The knowledge you have is only useful in context. It’s not usable for people who aren’t ready for it. The traveler can’t understand the meaning behind work until she becomes curious for it. The worker can explain it to her because she won’t understand it. He’s trying to get to retirement, so the meaning behind work is obvious. She had to find her own context to why work is important to her.

This is why you can’t tell a person something they are not ready to hear. It goes over their head and often ends in frustration. The only thing you can do is intrigue thought and questions. Other people have to walk down their own path to their own dreams. You can’t tell them how to arrive or which way to walk. Your advice only has context for what you understand.

The purpose of this long post is to show you that there are some things that you can’t intellectualize. You can explain a concept to another person for hours but unless it has meaning, it will remain useless. Meaning is something you cannot supply, the other person has to be intrigued and apply it to their path.
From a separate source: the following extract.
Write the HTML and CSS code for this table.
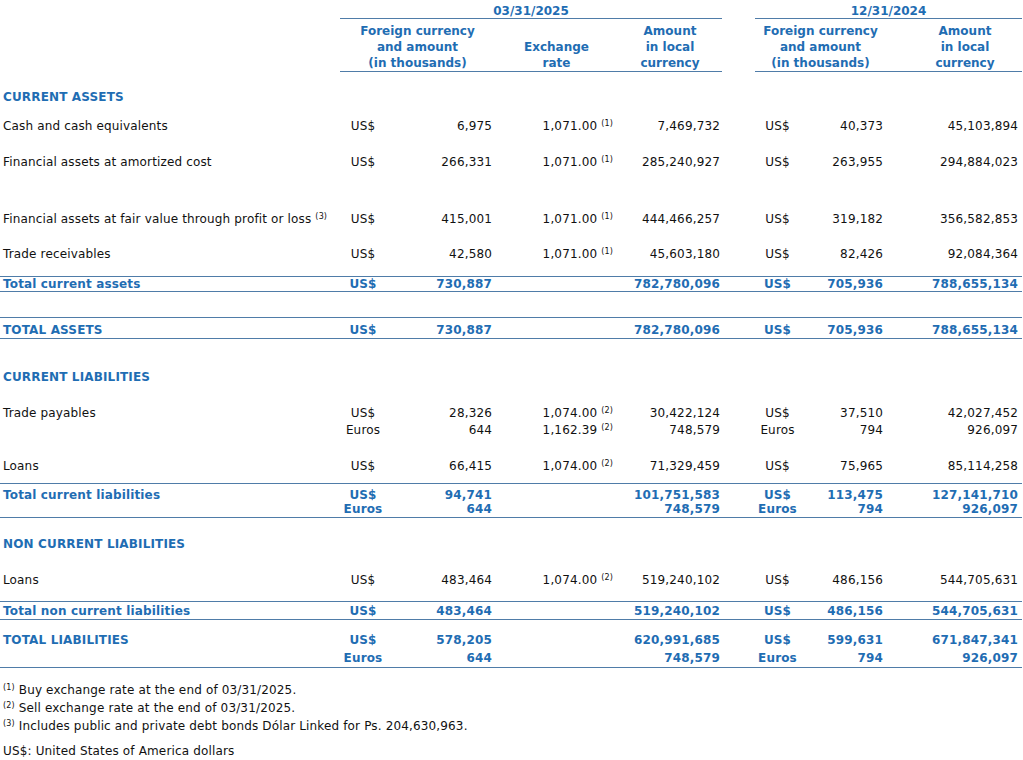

Everyone moves in their own way.

Here’s a quote recited by the Dalai Lama:

  “The Buddhas do not wash away the karma of other beings,
    Nor do they remove the consequences with their hands;
    They do not transfer their own realizations to others,
    But they reveal the truth that liberates beings.”

The only way you can help others is to provoke that questioning behavior. To make them engage in their own though and come to their own realizations. You can’t tell a 15 year old what it’s like to on have $50 for food or what it’s like to work 40 hours a week. That’s something they have to experience. You can provoke them to question what it would feel like but you cannot give them your understanding. You cannot transfer your knowledge to another person.

By leading your life and following your own pursuits, you will find that others can learn through you. Your actions cannot be fully understood by others but they can intrigue thought. You can’t give them your thoughts but you can excite them to find their own thoughts. To find their own way down their own path in life.